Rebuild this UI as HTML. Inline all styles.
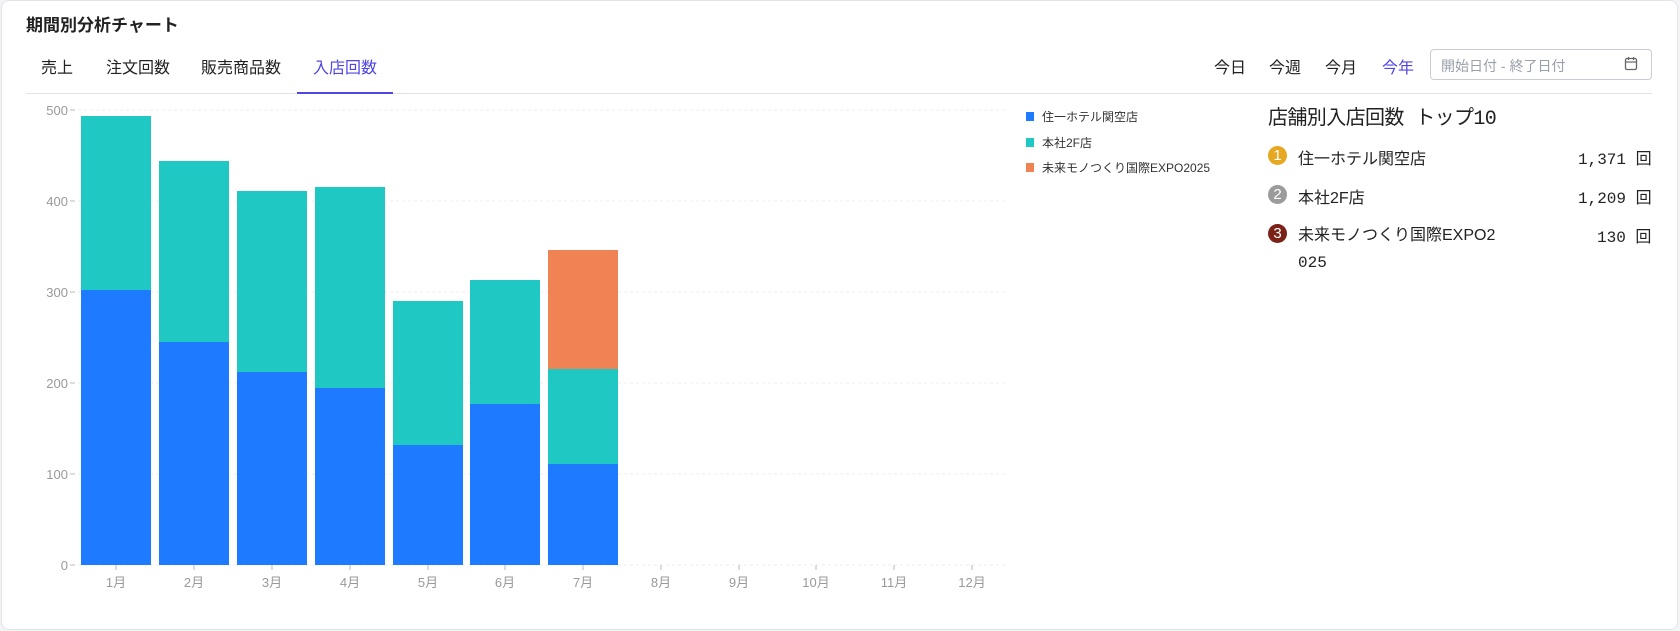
<!DOCTYPE html>
<html><head><meta charset="utf-8"><style>
*{margin:0;padding:0;box-sizing:border-box}
body{width:1680px;height:631px;background:#f3f4f6;font-family:"Liberation Sans","Noto Sans CJK JP",sans-serif;color:#222;position:relative;overflow:hidden}
.card{position:absolute;left:1px;top:0;width:1677px;height:630px;background:#fff;border:1px solid #e3e4e8;border-radius:8px}
.t{position:absolute;white-space:nowrap}
.mono{font-family:"Liberation Mono","Noto Sans CJK JP",monospace}
.badge{position:absolute;width:19px;height:19px;border-radius:50%;color:#fff;font-size:15px;text-align:center;line-height:19px}
</style></head><body>
<div class="card"></div>
<div class="t" style="left:26px;top:11px;font-size:17px;font-weight:bold;color:#222">期間別分析チャート</div>
<div class="t" style="left:41px;top:54px;font-size:16px">売上</div>
<div class="t" style="left:106px;top:54px;font-size:16px">注文回数</div>
<div class="t" style="left:201px;top:54px;font-size:16px">販売商品数</div>
<div class="t" style="left:313px;top:54px;font-size:16px;color:#5046e5">入店回数</div>
<div style="position:absolute;left:26px;top:93px;width:1626px;height:1px;background:#e3e4e8"></div>
<div style="position:absolute;left:297px;top:92px;width:96px;height:2px;background:#5046e5"></div>
<div class="t" style="left:1214px;top:54px;font-size:16px">今日</div>
<div class="t" style="left:1269px;top:54px;font-size:16px">今週</div>
<div class="t" style="left:1325px;top:54px;font-size:16px">今月</div>
<div class="t" style="left:1382px;top:54px;font-size:16px;color:#5046e5">今年</div>
<div style="position:absolute;left:1430px;top:49px;width:222px;height:31px;border:1px solid #c9ccd4;border-radius:4px"></div>
<div class="t" style="left:1441px;top:56px;font-size:14px;color:#9aa0ab">開始日付 - 終了日付</div>
<svg style="position:absolute;left:1624px;top:56px" width="14" height="15" viewBox="0 0 14 15"><rect x="1.5" y="2.5" width="11" height="11" rx="1.5" fill="none" stroke="#666" stroke-width="1.3"/><line x1="1.5" y1="6" x2="12.5" y2="6" stroke="#666" stroke-width="1.2"/><line x1="4.5" y1="1" x2="4.5" y2="4" stroke="#666" stroke-width="1.3"/><line x1="9.5" y1="1" x2="9.5" y2="4" stroke="#666" stroke-width="1.3"/></svg>

<svg style="position:absolute;left:0;top:0" width="1020" height="631" font-family="Liberation Sans, Noto Sans CJK JP, sans-serif" font-size="13" fill="#999">
<g stroke="#ececec" stroke-dasharray="3,3">
<line x1="78" y1="110" x2="1008" y2="110"/><line x1="78" y1="201" x2="1008" y2="201"/><line x1="78" y1="292" x2="1008" y2="292"/><line x1="78" y1="383" x2="1008" y2="383"/><line x1="78" y1="474" x2="1008" y2="474"/><line x1="78" y1="565" x2="1008" y2="565"/>
</g>
<g stroke="#bbb"><line x1="70" y1="110" x2="75" y2="110"/><line x1="70" y1="201" x2="75" y2="201"/><line x1="70" y1="292" x2="75" y2="292"/><line x1="70" y1="383" x2="75" y2="383"/><line x1="70" y1="474" x2="75" y2="474"/><line x1="70" y1="565" x2="75" y2="565"/></g>
<g text-anchor="end"><text x="68" y="115">500</text><text x="68" y="206">400</text><text x="68" y="297">300</text><text x="68" y="388">200</text><text x="68" y="479">100</text><text x="68" y="570">0</text></g>
<g>
<rect x="81" y="116" width="70" height="174" fill="#1fc8c3"/><rect x="81" y="290" width="70" height="275" fill="#1e7bff"/>
<rect x="159" y="161" width="70" height="182" fill="#1fc8c3"/><rect x="159" y="342" width="70" height="223" fill="#1e7bff"/>
<rect x="237" y="191" width="70" height="182" fill="#1fc8c3"/><rect x="237" y="372" width="70" height="193" fill="#1e7bff"/>
<rect x="315" y="187" width="70" height="202" fill="#1fc8c3"/><rect x="315" y="388" width="70" height="177" fill="#1e7bff"/>
<rect x="393" y="301" width="70" height="144" fill="#1fc8c3"/><rect x="393" y="445" width="70" height="120" fill="#1e7bff"/>
<rect x="470" y="280" width="70" height="125" fill="#1fc8c3"/><rect x="470" y="404" width="70" height="161" fill="#1e7bff"/>
<rect x="548" y="250" width="70" height="120" fill="#ef8354"/><rect x="548" y="369" width="70" height="96" fill="#1fc8c3"/><rect x="548" y="464" width="70" height="101" fill="#1e7bff"/>
</g>
<g stroke="#bbb"><line x1="116" y1="565" x2="116" y2="570"/><line x1="194" y1="565" x2="194" y2="570"/><line x1="272" y1="565" x2="272" y2="570"/><line x1="350" y1="565" x2="350" y2="570"/><line x1="428" y1="565" x2="428" y2="570"/><line x1="505" y1="565" x2="505" y2="570"/><line x1="583" y1="565" x2="583" y2="570"/><line x1="661" y1="565" x2="661" y2="570"/><line x1="739" y1="565" x2="739" y2="570"/><line x1="816" y1="565" x2="816" y2="570"/><line x1="894" y1="565" x2="894" y2="570"/><line x1="972" y1="565" x2="972" y2="570"/></g>
<g text-anchor="middle"><text x="116" y="587">1月</text><text x="194" y="587">2月</text><text x="272" y="587">3月</text><text x="350" y="587">4月</text><text x="428" y="587">5月</text><text x="505" y="587">6月</text><text x="583" y="587">7月</text><text x="661" y="587">8月</text><text x="739" y="587">9月</text><text x="816" y="587">10月</text><text x="894" y="587">11月</text><text x="972" y="587">12月</text></g>
</svg>
<div style="position:absolute;left:1026px;top:112px;width:8px;height:9px;background:#1e7bff"></div>
<div class="t" style="left:1042px;top:108px;font-size:12px;color:#333">住一ホテル関空店</div>
<div style="position:absolute;left:1026px;top:138px;width:8px;height:9px;background:#1fc8c3"></div>
<div class="t" style="left:1042px;top:134px;font-size:12px;color:#333">本社2F店</div>
<div style="position:absolute;left:1026px;top:163px;width:8px;height:9px;background:#ef8354"></div>
<div class="t" style="left:1042px;top:159px;font-size:12px;color:#333">未来モノつくり国際EXPO2025</div>

<div class="t mono" style="left:1268px;top:101px;font-size:20px;color:#222;letter-spacing:-0.6px">店舗別入店回数 トップ10</div>
<div class="badge" style="left:1268px;top:146px;background:#e6a820">1</div>
<div class="t" style="left:1298px;top:145px;font-size:16px">住一ホテル関空店</div>
<div class="t mono" style="left:1578px;top:145px;font-size:16px">1,371 回</div>
<div class="badge" style="left:1268px;top:185px;background:#9b9b9b">2</div>
<div class="t" style="left:1298px;top:184px;font-size:16px">本社2F店</div>
<div class="t mono" style="left:1578px;top:184px;font-size:16px">1,209 回</div>
<div class="badge" style="left:1268px;top:224px;background:#7a2218">3</div>
<div class="t" style="left:1298px;top:222px;font-size:16px;line-height:27px">未来モノつくり国際EXPO2<br><span class="mono">025</span></div>
<div class="t mono" style="left:1597px;top:223px;font-size:16px">130 回</div>
</body></html>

**Given request**
Except for the pictures, print the data above exactly.

**Complete output**
Rebuild this UI as HTML. Inline all styles.
<!DOCTYPE html>
<html><head><meta charset="utf-8"><style>
*{margin:0;padding:0;box-sizing:border-box}
body{width:1680px;height:631px;background:#f3f4f6;font-family:"Liberation Sans","Noto Sans CJK JP",sans-serif;color:#222;position:relative;overflow:hidden}
.card{position:absolute;left:1px;top:0;width:1677px;height:630px;background:#fff;border:1px solid #e3e4e8;border-radius:8px}
.t{position:absolute;white-space:nowrap}
.mono{font-family:"Liberation Mono","Noto Sans CJK JP",monospace}
.badge{position:absolute;width:19px;height:19px;border-radius:50%;color:#fff;font-size:15px;text-align:center;line-height:19px}
</style></head><body>
<div class="card"></div>
<div class="t" style="left:26px;top:11px;font-size:17px;font-weight:bold;color:#222">期間別分析チャート</div>
<div class="t" style="left:41px;top:54px;font-size:16px">売上</div>
<div class="t" style="left:106px;top:54px;font-size:16px">注文回数</div>
<div class="t" style="left:201px;top:54px;font-size:16px">販売商品数</div>
<div class="t" style="left:313px;top:54px;font-size:16px;color:#5046e5">入店回数</div>
<div style="position:absolute;left:26px;top:93px;width:1626px;height:1px;background:#e3e4e8"></div>
<div style="position:absolute;left:297px;top:92px;width:96px;height:2px;background:#5046e5"></div>
<div class="t" style="left:1214px;top:54px;font-size:16px">今日</div>
<div class="t" style="left:1269px;top:54px;font-size:16px">今週</div>
<div class="t" style="left:1325px;top:54px;font-size:16px">今月</div>
<div class="t" style="left:1382px;top:54px;font-size:16px;color:#5046e5">今年</div>
<div style="position:absolute;left:1430px;top:49px;width:222px;height:31px;border:1px solid #c9ccd4;border-radius:4px"></div>
<div class="t" style="left:1441px;top:56px;font-size:14px;color:#9aa0ab">開始日付 - 終了日付</div>
<svg style="position:absolute;left:1624px;top:56px" width="14" height="15" viewBox="0 0 14 15"><rect x="1.5" y="2.5" width="11" height="11" rx="1.5" fill="none" stroke="#666" stroke-width="1.3"/><line x1="1.5" y1="6" x2="12.5" y2="6" stroke="#666" stroke-width="1.2"/><line x1="4.5" y1="1" x2="4.5" y2="4" stroke="#666" stroke-width="1.3"/><line x1="9.5" y1="1" x2="9.5" y2="4" stroke="#666" stroke-width="1.3"/></svg>

<svg style="position:absolute;left:0;top:0" width="1020" height="631" font-family="Liberation Sans, Noto Sans CJK JP, sans-serif" font-size="13" fill="#999">
<g stroke="#ececec" stroke-dasharray="3,3">
<line x1="78" y1="110" x2="1008" y2="110"/><line x1="78" y1="201" x2="1008" y2="201"/><line x1="78" y1="292" x2="1008" y2="292"/><line x1="78" y1="383" x2="1008" y2="383"/><line x1="78" y1="474" x2="1008" y2="474"/><line x1="78" y1="565" x2="1008" y2="565"/>
</g>
<g stroke="#bbb"><line x1="70" y1="110" x2="75" y2="110"/><line x1="70" y1="201" x2="75" y2="201"/><line x1="70" y1="292" x2="75" y2="292"/><line x1="70" y1="383" x2="75" y2="383"/><line x1="70" y1="474" x2="75" y2="474"/><line x1="70" y1="565" x2="75" y2="565"/></g>
<g text-anchor="end"><text x="68" y="115">500</text><text x="68" y="206">400</text><text x="68" y="297">300</text><text x="68" y="388">200</text><text x="68" y="479">100</text><text x="68" y="570">0</text></g>
<g>
<rect x="81" y="116" width="70" height="174" fill="#1fc8c3"/><rect x="81" y="290" width="70" height="275" fill="#1e7bff"/>
<rect x="159" y="161" width="70" height="182" fill="#1fc8c3"/><rect x="159" y="342" width="70" height="223" fill="#1e7bff"/>
<rect x="237" y="191" width="70" height="182" fill="#1fc8c3"/><rect x="237" y="372" width="70" height="193" fill="#1e7bff"/>
<rect x="315" y="187" width="70" height="202" fill="#1fc8c3"/><rect x="315" y="388" width="70" height="177" fill="#1e7bff"/>
<rect x="393" y="301" width="70" height="144" fill="#1fc8c3"/><rect x="393" y="445" width="70" height="120" fill="#1e7bff"/>
<rect x="470" y="280" width="70" height="125" fill="#1fc8c3"/><rect x="470" y="404" width="70" height="161" fill="#1e7bff"/>
<rect x="548" y="250" width="70" height="120" fill="#ef8354"/><rect x="548" y="369" width="70" height="96" fill="#1fc8c3"/><rect x="548" y="464" width="70" height="101" fill="#1e7bff"/>
</g>
<g stroke="#bbb"><line x1="116" y1="565" x2="116" y2="570"/><line x1="194" y1="565" x2="194" y2="570"/><line x1="272" y1="565" x2="272" y2="570"/><line x1="350" y1="565" x2="350" y2="570"/><line x1="428" y1="565" x2="428" y2="570"/><line x1="505" y1="565" x2="505" y2="570"/><line x1="583" y1="565" x2="583" y2="570"/><line x1="661" y1="565" x2="661" y2="570"/><line x1="739" y1="565" x2="739" y2="570"/><line x1="816" y1="565" x2="816" y2="570"/><line x1="894" y1="565" x2="894" y2="570"/><line x1="972" y1="565" x2="972" y2="570"/></g>
<g text-anchor="middle"><text x="116" y="587">1月</text><text x="194" y="587">2月</text><text x="272" y="587">3月</text><text x="350" y="587">4月</text><text x="428" y="587">5月</text><text x="505" y="587">6月</text><text x="583" y="587">7月</text><text x="661" y="587">8月</text><text x="739" y="587">9月</text><text x="816" y="587">10月</text><text x="894" y="587">11月</text><text x="972" y="587">12月</text></g>
</svg>
<div style="position:absolute;left:1026px;top:112px;width:8px;height:9px;background:#1e7bff"></div>
<div class="t" style="left:1042px;top:108px;font-size:12px;color:#333">住一ホテル関空店</div>
<div style="position:absolute;left:1026px;top:138px;width:8px;height:9px;background:#1fc8c3"></div>
<div class="t" style="left:1042px;top:134px;font-size:12px;color:#333">本社2F店</div>
<div style="position:absolute;left:1026px;top:163px;width:8px;height:9px;background:#ef8354"></div>
<div class="t" style="left:1042px;top:159px;font-size:12px;color:#333">未来モノつくり国際EXPO2025</div>

<div class="t mono" style="left:1268px;top:101px;font-size:20px;color:#222;letter-spacing:-0.6px">店舗別入店回数 トップ10</div>
<div class="badge" style="left:1268px;top:146px;background:#e6a820">1</div>
<div class="t" style="left:1298px;top:145px;font-size:16px">住一ホテル関空店</div>
<div class="t mono" style="left:1578px;top:145px;font-size:16px">1,371 回</div>
<div class="badge" style="left:1268px;top:185px;background:#9b9b9b">2</div>
<div class="t" style="left:1298px;top:184px;font-size:16px">本社2F店</div>
<div class="t mono" style="left:1578px;top:184px;font-size:16px">1,209 回</div>
<div class="badge" style="left:1268px;top:224px;background:#7a2218">3</div>
<div class="t" style="left:1298px;top:222px;font-size:16px;line-height:27px">未来モノつくり国際EXPO2<br><span class="mono">025</span></div>
<div class="t mono" style="left:1597px;top:223px;font-size:16px">130 回</div>
</body></html>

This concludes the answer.